Once again, the Royal Court Theatre in London produces a really pioneering piece of theatre. "X", a new play written by Alistair McDowell and directed by Vicky Featherstone, is located within the genre of science fiction and is a genuinely thought provoking meditation on aspects of contemporary alienation. (Mild Spoiler Alert!)
|Image courtesy of Royal Court Theatre website.|
It is set, "Billions of miles from home, (in a) lone research base on Pluto (that has) lost contact with Earth..." (source Royal Court Press release) To contemporary cinema audiences and fans of science fiction, this is a very familiar motif. In many ways it is reminiscent of Andy Weir's hugely successful novel, "The Martian"(2011) currently enjoying a renaissance thanks to the reworking by Ridley Scott. It also incorporates touches of psychological horror that make films like "Event Horizon" (1997) and "Solaris" (2002) so terrifyingly entertaining.

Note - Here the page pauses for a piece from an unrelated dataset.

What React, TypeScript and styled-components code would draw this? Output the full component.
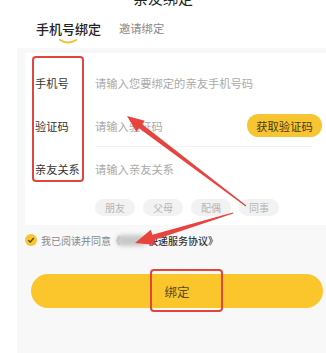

"X" explores the space between nearness and distance and it delves into the intimacy and isolation of contemporary human relationships. In many ways, this can be seen as a recurring thematic trope in the western theatrical tradition. So many works that I have seen recently cover this terrain, and of course, it is a particularly relevant theme within contemporary cultural discourse. So firstly, what makes this piece particularly pioneering?
Well, it would appear that many producers perceive that theatre audiences are not receptive to the genre of science fiction. Indeed, this notion was echoed by the couple who sat behind me who labelled the production of "X", "a bit far-fetched" (because clearly, "A Midsummer Night's Dream," is a work of tangible realism?). It's almost as if audiences can accept science fiction in the form of a TV series, a novel or a film, but there is a collective shudder at the prospect of a science fiction play?

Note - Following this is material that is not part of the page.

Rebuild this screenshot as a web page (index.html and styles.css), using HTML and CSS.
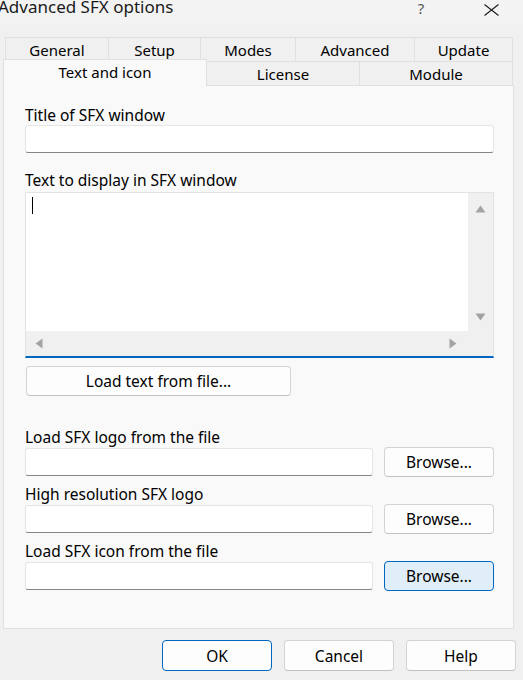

This is why I consider this production 'pioneering'. I have no problem with seeing science fiction on the stage, and I would love to see much more of it.
The issues I have with "X" are nothing to do with staging this genre, or even this specific production, which I found technically superb. What concerns me is the many theoretical problems with our collective fascination of elevating dystopian fiction, and its inherent nihilistic cynicism, to a prevalent position within cultural discourse. It's still so cool and post-modern to extrapolate every aspect of human existence into a mythical dimension of everything's fucked and we're all doomed!
"X", like so many contemporary dystopian fictions, employs cognitive estrangement to negative ends and imagines the worst. It fails to take into account many of the more forward thinking or positive philosophical perspectives currently circulating academia. It is at this particular moment that the theories of Object Oriented Ontologists, such as Graham Harman and Timothy Morton, interrupt the conventional dialectic between utopian and dystopian projections and reveal a space I like to call 'The Mesotopia'. Yes it's true, the huge advances in our science and technology now make us aware of the infinite vastness of the universe, as well as the intricate interconnections of microphysical systems, but does this necessarily prove that life is now a pointless exercise? I suppose for me, the interesting thing about Object Oriented Ontology, or Morton's theory of hyperobjects, is that even the tiniest microbe living in our stomachs has material agency.
Time is a fiction; human existence is the briefest flight through the un-quantifiable magnitude of universal immediacy. Does that mean that the human experience is worthless and without value? Should we just accept that everything is pointless because the universe is doomed?
Conventional utopias and dystopias formulate polarities and divide these ideas along lines of human subjectivity; whereas Object Oriented Ontology removes these dividing lines and paves the way for a new genre of science fiction - a genre that embraces a new model of material realism while pontificating on the universality of the human experience. This is why I name this conceptual space, 'The Mesotopia', or the space in between.